For patients who suffer from osteoarthritis of the knee, total knee replacement is a cost-effective procedure that leads to greater mobility and independent living — even for those in their 80s or 90s — according to research from Duke University Medical Center published in the October issue of Arthritis & Rheumatism.
Researchers found that older patients who received the procedure were twice as likely to show improved physical mobility as those who did not. But because success depends on an intense rehabilitation regimen, doctors are often reluctant to recommend the procedure for patients in their 80s and older despite its physical and economic advantages. The study’s findings could help doctors and patients make more informed decisions when considering the procedure.
Total knee replacement is performed when other forms of treatment have failed and it is considered a routine surgery. However, there has been little evidence demonstrating how the procedure affects patients over age 65.
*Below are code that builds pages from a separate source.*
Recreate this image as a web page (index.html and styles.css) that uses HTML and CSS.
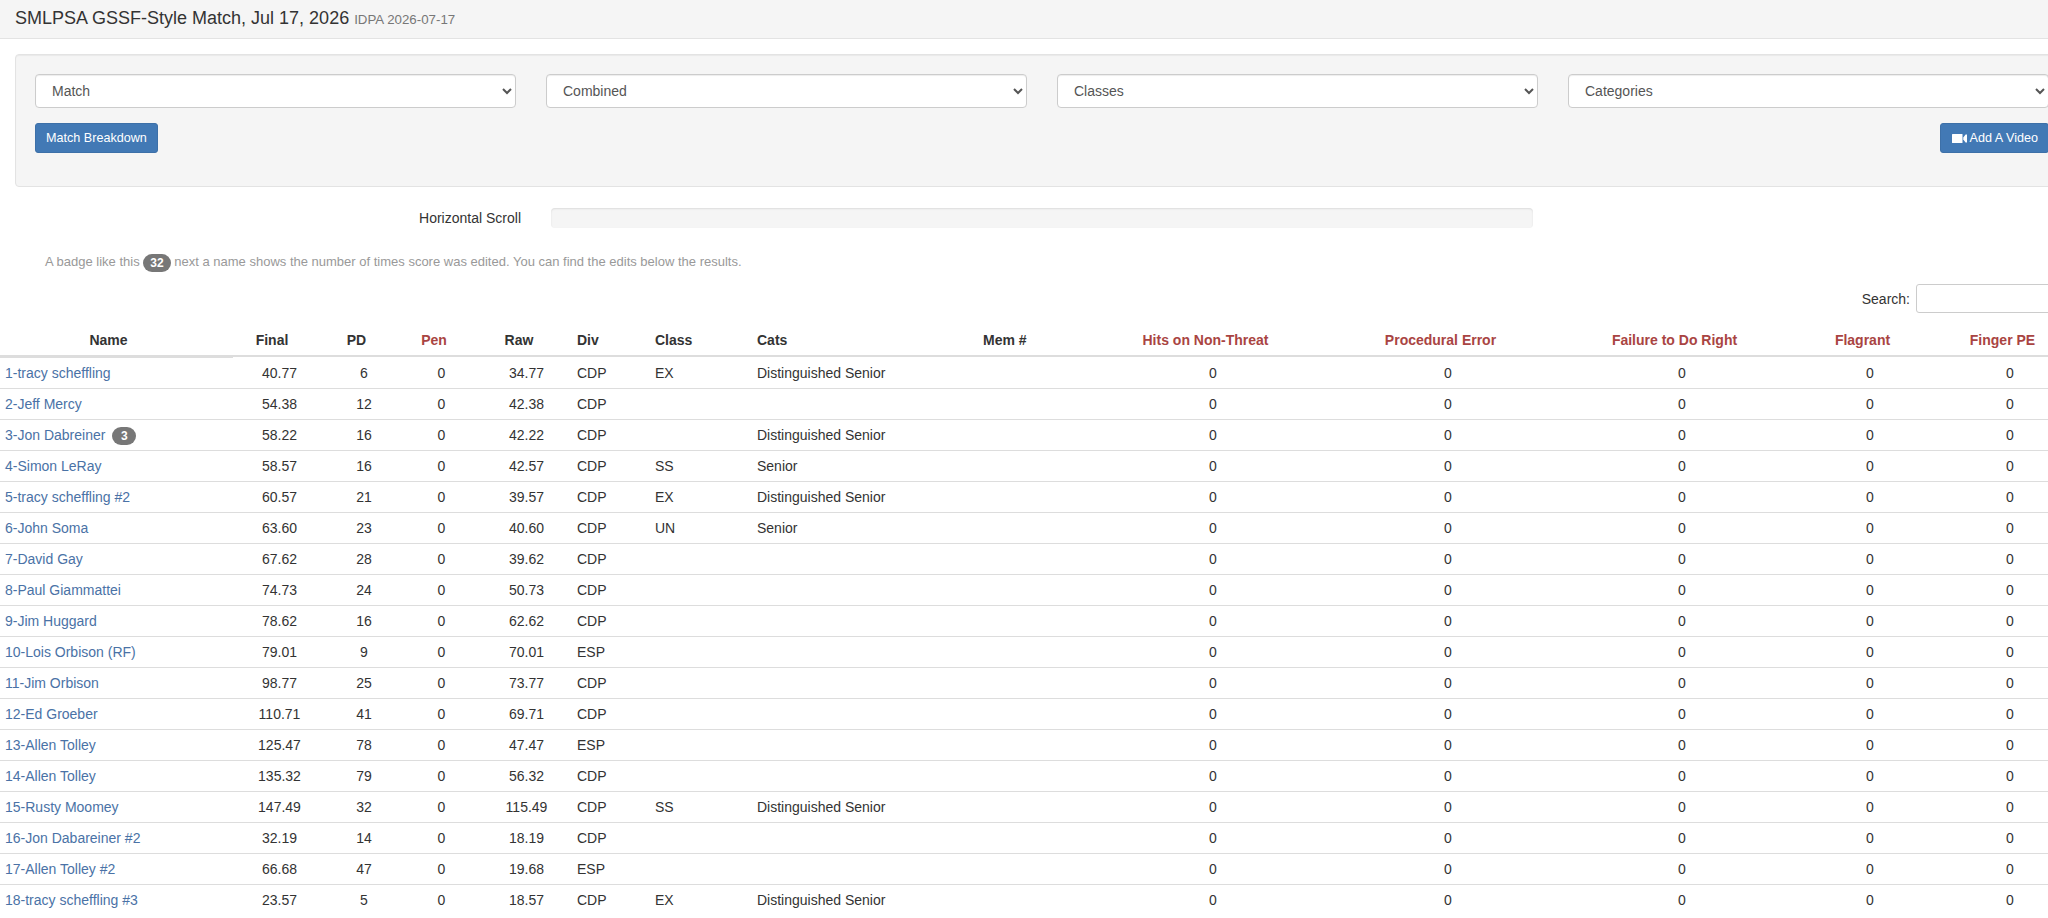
FILE: index.html
```html
<!DOCTYPE html>
<html lang="en">
<head>
<meta charset="utf-8">
<title>SMLPSA GSSF-Style Match</title>
<link rel="stylesheet" href="styles.css">
</head>
<body>
<header class="page-head">
  <h1 class="title">SMLPSA GSSF-Style Match, Jul 17, 2026 <small class="subtitle">IDPA 2026-07-17</small></h1>
</header>
<section class="well">
  <div class="filters">
    <select class="field"><option>Match</option></select>
    <select class="field"><option>Combined</option></select>
    <select class="field"><option>Classes</option></select>
    <select class="field"><option>Categories</option></select>
  </div>
  <div class="actions">
    <button class="btn" type="button">Match Breakdown</button>
    <button class="btn btn-video" type="button"><svg class="icon" viewBox="0 0 15 9" width="15" height="9" aria-hidden="true"><rect x="0" y="0" width="10.5" height="9" rx="0.5"/><path d="M11.3 3.6 13.6 0.6h1.4v7.8h-1.4L11.3 5.4z"/></svg> Add A Video</button>
  </div>
</section>
<div class="scroll-row">
  <span class="scroll-label">Horizontal Scroll</span>
  <div class="scroll-bar"></div>
</div>
<p class="note">A badge like this <span class="badge">32</span> next a name shows the number of times score was edited. You can find the edits below the results.</p>
<div class="results">
  <label class="search">Search: <input class="search-input" type="search"></label>
  <table class="grid">
    <colgroup>
      <col class="c-name"><col class="c-final"><col class="c-pd"><col class="c-pen"><col class="c-raw"><col class="c-div"><col class="c-class"><col class="c-cats"><col class="c-mem"><col class="c-hits"><col class="c-proc"><col class="c-fail"><col class="c-flag"><col class="c-finger">
    </colgroup>
    <thead>
      <tr>
        <th class="first">Name</th><th>Final</th><th>PD</th><th class="danger">Pen</th><th>Raw</th><th class="left">Div</th><th class="left">Class</th><th class="left">Cats</th><th class="left">Mem #</th><th class="danger">Hits on Non-Threat</th><th class="danger">Procedural Error</th><th class="danger">Failure to Do Right</th><th class="danger">Flagrant</th><th class="danger">Finger PE</th>
      </tr>
    </thead>
    <tbody>
      <tr><td class="left"><a href="#">1-tracy scheffling</a></td><td>40.77</td><td>6</td><td>0</td><td>34.77</td><td class="left">CDP</td><td class="left">EX</td><td class="left">Distinguished Senior</td><td></td><td>0</td><td>0</td><td>0</td><td>0</td><td>0</td></tr>
      <tr><td class="left"><a href="#">2-Jeff Mercy</a></td><td>54.38</td><td>12</td><td>0</td><td>42.38</td><td class="left">CDP</td><td class="left"></td><td class="left"></td><td></td><td>0</td><td>0</td><td>0</td><td>0</td><td>0</td></tr>
      <tr><td class="left"><a href="#">3-Jon Dabreiner</a> <span class="badge row-badge">3</span></td><td>58.22</td><td>16</td><td>0</td><td>42.22</td><td class="left">CDP</td><td class="left"></td><td class="left">Distinguished Senior</td><td></td><td>0</td><td>0</td><td>0</td><td>0</td><td>0</td></tr>
      <tr><td class="left"><a href="#">4-Simon LeRay</a></td><td>58.57</td><td>16</td><td>0</td><td>42.57</td><td class="left">CDP</td><td class="left">SS</td><td class="left">Senior</td><td></td><td>0</td><td>0</td><td>0</td><td>0</td><td>0</td></tr>
      <tr><td class="left"><a href="#">5-tracy scheffling #2</a></td><td>60.57</td><td>21</td><td>0</td><td>39.57</td><td class="left">CDP</td><td class="left">EX</td><td class="left">Distinguished Senior</td><td></td><td>0</td><td>0</td><td>0</td><td>0</td><td>0</td></tr>
      <tr><td class="left"><a href="#">6-John Soma</a></td><td>63.60</td><td>23</td><td>0</td><td>40.60</td><td class="left">CDP</td><td class="left">UN</td><td class="left">Senior</td><td></td><td>0</td><td>0</td><td>0</td><td>0</td><td>0</td></tr>
      <tr><td class="left"><a href="#">7-David Gay</a></td><td>67.62</td><td>28</td><td>0</td><td>39.62</td><td class="left">CDP</td><td class="left"></td><td class="left"></td><td></td><td>0</td><td>0</td><td>0</td><td>0</td><td>0</td></tr>
      <tr><td class="left"><a href="#">8-Paul Giammattei</a></td><td>74.73</td><td>24</td><td>0</td><td>50.73</td><td class="left">CDP</td><td class="left"></td><td class="left"></td><td></td><td>0</td><td>0</td><td>0</td><td>0</td><td>0</td></tr>
      <tr><td class="left"><a href="#">9-Jim Huggard</a></td><td>78.62</td><td>16</td><td>0</td><td>62.62</td><td class="left">CDP</td><td class="left"></td><td class="left"></td><td></td><td>0</td><td>0</td><td>0</td><td>0</td><td>0</td></tr>
      <tr><td class="left"><a href="#">10-Lois Orbison (RF)</a></td><td>79.01</td><td>9</td><td>0</td><td>70.01</td><td class="left">ESP</td><td class="left"></td><td class="left"></td><td></td><td>0</td><td>0</td><td>0</td><td>0</td><td>0</td></tr>
      <tr><td class="left"><a href="#">11-Jim Orbison</a></td><td>98.77</td><td>25</td><td>0</td><td>73.77</td><td class="left">CDP</td><td class="left"></td><td class="left"></td><td></td><td>0</td><td>0</td><td>0</td><td>0</td><td>0</td></tr>
      <tr><td class="left"><a href="#">12-Ed Groeber</a></td><td>110.71</td><td>41</td><td>0</td><td>69.71</td><td class="left">CDP</td><td class="left"></td><td class="left"></td><td></td><td>0</td><td>0</td><td>0</td><td>0</td><td>0</td></tr>
      <tr><td class="left"><a href="#">13-Allen Tolley</a></td><td>125.47</td><td>78</td><td>0</td><td>47.47</td><td class="left">ESP</td><td class="left"></td><td class="left"></td><td></td><td>0</td><td>0</td><td>0</td><td>0</td><td>0</td></tr>
      <tr><td class="left"><a href="#">14-Allen Tolley</a></td><td>135.32</td><td>79</td><td>0</td><td>56.32</td><td class="left">CDP</td><td class="left"></td><td class="left"></td><td></td><td>0</td><td>0</td><td>0</td><td>0</td><td>0</td></tr>
      <tr><td class="left"><a href="#">15-Rusty Moomey</a></td><td>147.49</td><td>32</td><td>0</td><td>115.49</td><td class="left">CDP</td><td class="left">SS</td><td class="left">Distinguished Senior</td><td></td><td>0</td><td>0</td><td>0</td><td>0</td><td>0</td></tr>
      <tr><td class="left"><a href="#">16-Jon Dabareiner #2</a></td><td>32.19</td><td>14</td><td>0</td><td>18.19</td><td class="left">CDP</td><td class="left"></td><td class="left"></td><td></td><td>0</td><td>0</td><td>0</td><td>0</td><td>0</td></tr>
      <tr><td class="left"><a href="#">17-Allen Tolley #2</a></td><td>66.68</td><td>47</td><td>0</td><td>19.68</td><td class="left">ESP</td><td class="left"></td><td class="left"></td><td></td><td>0</td><td>0</td><td>0</td><td>0</td><td>0</td></tr>
      <tr><td class="left"><a href="#">18-tracy scheffling #3</a></td><td>23.57</td><td>5</td><td>0</td><td>18.57</td><td class="left">CDP</td><td class="left">EX</td><td class="left">Distinguished Senior</td><td></td><td>0</td><td>0</td><td>0</td><td>0</td><td>0</td></tr>
    </tbody>
  </table>
</div>
</body>
</html>
```
FILE: styles.css
```css
html {
  overflow: hidden;
}
body {
  margin: 0;
  width: 2082px;
  font-family: "Liberation Sans", Arial, sans-serif;
  font-size: 14px;
  line-height: 20px;
  color: #333;
  background: #fff;
}
.page-head {
  box-sizing: border-box;
  height: 39px;
  padding: 6px 15px 0;
  background: #f5f5f5;
  border-bottom: 1px solid #e3e3e3;
}
.title {
  margin: 0;
  font-size: 18px;
  font-weight: 400;
  line-height: 24px;
}
.subtitle {
  font-size: 13.3px;
  color: #777;
}
.well {
  box-sizing: border-box;
  width: 2054px;
  height: 133px;
  margin: 15px 0 0 15px;
  padding: 19px 0 33px 19px;
  background: #f5f5f5;
  border: 1px solid #e3e3e3;
  border-radius: 4px;
  box-shadow: inset 0 1px 1px rgba(0, 0, 0, .05);
}
.filters {
  display: grid;
  grid-template-columns: repeat(4, 481px);
  column-gap: 30px;
}
.field {
  box-sizing: border-box;
  width: 100%;
  height: 34px;
  padding: 6px 12px;
  font: 14px/20px "Liberation Sans", Arial, sans-serif;
  color: #555;
  background: #fff;
  border: 1px solid #ccc;
  border-radius: 4px;
  box-shadow: inset 0 1px 1px rgba(0, 0, 0, .075);
}
.actions {
  display: flex;
  justify-content: space-between;
  width: 2014px;
  margin-top: 15px;
}
.btn {
  box-sizing: border-box;
  height: 30px;
  padding: 5px 10px;
  font: 400 12.6px/18px "Liberation Sans", Arial, sans-serif;
  color: #fff;
  background: #4279b5;
  border: 1px solid #3d70a8;
  border-radius: 3px;
}
.btn-video {
  padding-left: 11px;
}
.icon {
  fill: #fff;
  vertical-align: -1px;
}
.scroll-row {
  display: flex;
  align-items: center;
  margin-top: 21px;
}
.scroll-label {
  width: 521px;
  margin-right: 30px;
  text-align: right;
}
.scroll-bar {
  width: 982px;
  height: 20px;
  background: #f5f5f5;
  border-radius: 4px;
  box-shadow: inset 0 1px 2px rgba(0, 0, 0, .1);
}
.note {
  height: 18px;
  margin: 25px 0 0;
  padding-left: 45px;
  font-size: 13px;
  line-height: 18px;
  color: #999;
}
.badge {
  display: inline-block;
  min-width: 10px;
  padding: 3px 7px;
  font-size: 12px;
  font-weight: 700;
  line-height: 12px;
  color: #fff;
  text-align: center;
  vertical-align: middle;
  background: #777;
  border-radius: 10px;
}
.row-badge {
  margin-left: 3px;
}
.search {
  display: flex;
  justify-content: flex-end;
  align-items: center;
  gap: 6px;
  margin-top: 13px;
}
.search-input {
  box-sizing: border-box;
  width: 166px;
  height: 29px;
  padding: 0 6px;
  background: #fff;
  border: 1px solid #ccc;
  border-radius: 3px;
}
.results {
  width: 2082px;
}
.grid {
  table-layout: fixed;
  width: 2082px;
  margin-top: 12px;
  border-collapse: separate;
  border-spacing: 0;
}
.c-name { width: 233px; }
.c-final { width: 93px; }
.c-pd { width: 76px; }
.c-pen { width: 79px; }
.c-raw { width: 91px; }
.c-div { width: 78px; }
.c-class { width: 102px; }
.c-cats { width: 226px; }
.c-mem { width: 114px; }
.c-hits { width: 242px; }
.c-proc { width: 228px; }
.c-fail { width: 240px; }
.c-flag { width: 136px; }
.c-finger { width: 144px; }
.grid th {
  height: 30px;
  box-sizing: border-box;
  padding: 5px 20px 5px 5px;
  font-weight: 700;
  text-align: center;
  white-space: nowrap;
  border-bottom: 2px solid #ddd;
}
.grid th.first {
  padding-right: 21px;
  box-shadow: 0 1px 0 #ddd;
}
.grid th.left {
  text-align: left;
}
.grid th.danger {
  color: #a94442;
}
.grid td {
  height: 20px;
  box-sizing: content-box;
  padding: 5px;
  text-align: center;
  white-space: nowrap;
  border-bottom: 1px solid #ddd;
}
.grid tbody tr:first-child td {
  padding-top: 6px;
}
.grid tbody tr:last-child td {
  border-bottom: 0;
}
.grid td.left {
  text-align: left;
}
.grid a {
  color: #4a72a6;
  text-decoration: none;
}
```
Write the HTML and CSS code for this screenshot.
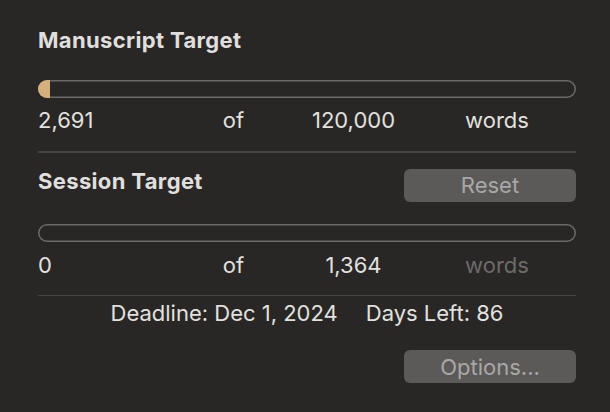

According to lead author Linda George, Ph.D., associate director of the Duke Center for the Study of Aging, this is the first study to examine the effects of total knee replacement using data from the Medicare Current Beneficiary Survey, a randomly selected group of Medicare beneficiaries aged 65 and older. The Duke researchers looked at 259 patients who received total knee replacement and 1,816 patients who did not.
Patients who received total knee replacement improved over time, but physical functioning declined in those who did not. Patients who were disabled at the time of surgery transitioned out of disability within one year of the procedure.
Reimbursement for the procedure (averaging $4,000 – $6,000)(1) proves less costly than the long-term cost of health care for the disabled, which can include hospital stays, nursing homes and home health care.
The research was supported by a grant from The Institute for Health Technology Studies (InHealth).